How to craft a vivid vision for business and personal life

Executive overview

Most people never describe what they want their life or company to look like, so they drive without a destination. The Vivid Vision is a four-page written description of your company or life exactly three years from now — specific, sensory, and shared with everyone around you.

Three years is the sweet spot: far enough to be inspiring, close enough to feel real. The CEO writes it alone, then shares it widely so others can self-select in and help make every sentence come true.

Clarity of vision removes the need to manage people — they manage themselves toward a shared destination.

Why vision works

  • Athletes use visualisation to rehearse performance; the same technique applies to building a company.
  • A cathedral brick-maker who knows he's "building the Sagrada Família" outperforms one who is just making bricks — same skill, different alignment.
  • Sharing a written vision lets strangers volunteer the exact help you didn't know how to ask for (e.g. 1-800-GOT-JUNK becoming a Harvard Business School case study).
  • Humans are hardwired to help; a visible vision gives them a sentence they can act on.
  • Vision shared externally creates accountability — without it, you defer it another year.

The three-year horizon

  • Five years is too far: you lose traction before you start.
  • One year is too close: it looks almost identical to today.
  • Three years sits in the sweet spot — ambitious enough to inspire, grounded enough to plan toward.
  • The vivid vision is not a one-sentence mission statement; it's a multi-page description written as if you are standing in the future looking around.

How to write your vivid vision

  • Leave the office; go somewhere in nature without a laptop or phone.
  • Imagine stepping into a time machine to the last day of your third year.
  • Describe what you see in every area: customers, team, culture, marketing, metrics, leadership, product.
  • Do not worry about how anything will happen — only what it looks like.
  • Write three or four specific points about each area of the business.
  • Iterate when reality diverges — one sentence may not happen, but the paragraph still can.

Hiring and vision alignment

  • Hiring for competency alone produces capable but directionless teams.
  • Hiring for vision alignment alone produces inspired but under-skilled teams.
  • The target: people who are both excited about where you are going and have the skills to get there.
  • At 1-800-GOT-JUNK, six consecutive years of 100% revenue growth with no equity given up and profitability every year came from this combination.

Vision for your personal life

  • Apply the same process to relationships, fitness, hobbies, travel, and family.
  • Describe how you show up as a partner, parent, and friend three years from now.
  • Share it widely — people read it and reach out to participate (e.g. "I saw you love golfing, let's play").
  • A family vivid vision aligns spouses on values, traditions, conflict resolution, and how to raise children — almost never done, highly effective.

Overcoming blocks and resistance

  • Feeling like an imposter is normal — homeowners don't need to know how to wire a house to design one.
  • The CEO writes the vision; others figure out the how, just as a contractor works from the homeowner's brief.
  • When rolling out to a team, remind them: some parts happen in year one (foundations), some in year two (infrastructure), some in year three (finishes).
  • Confidence builds once you see people get excited reading it.
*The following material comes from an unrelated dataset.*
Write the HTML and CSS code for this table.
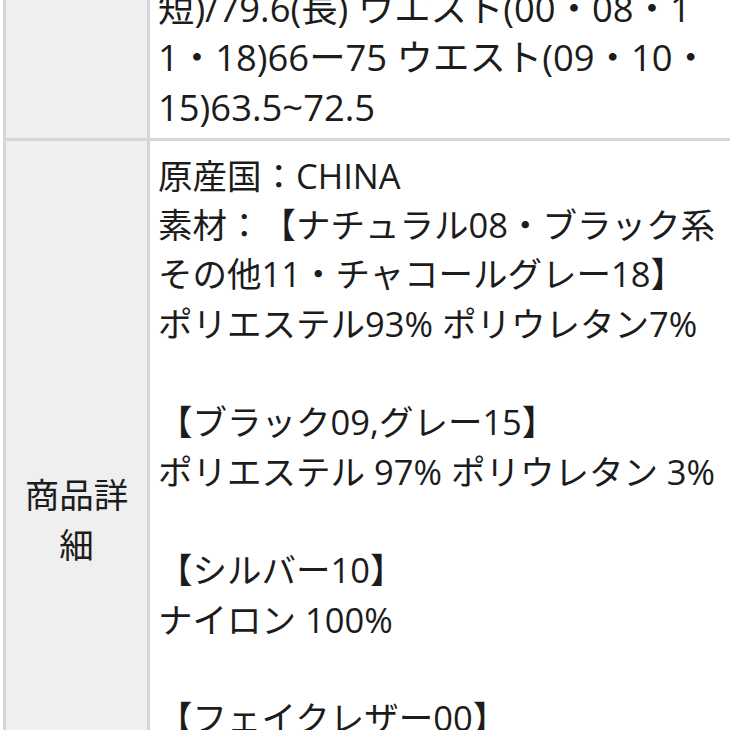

Building around what energises you

  • Identify what drains you, what you tolerate, and what fills you — journal for weeks if needed.
  • Design work around the filling category; say no to the rest.
  • Clarity about what you don't want (no commute, no deliverables, no corporate clients) is as useful as clarity about what you do want.
  • Working only on what you love creates a flywheel: better energy, harder work, faster results.

Vision, purpose, and the bigger picture

  • Vivid vision is the picture on the box; core purpose, BHAG, core values, and the execution plan are the four corners of the jigsaw.
  • The BHAG (Big Hairy Audacious Goal) is a 20–30 year aspiration; the vivid vision is the three-year checkpoint on the way.
  • Vision is not a substitute for core purpose — they are separate but mutually reinforcing forces.
  • None of it matters more than relationships with the people you love; the business is how you fund the life, not the other way around.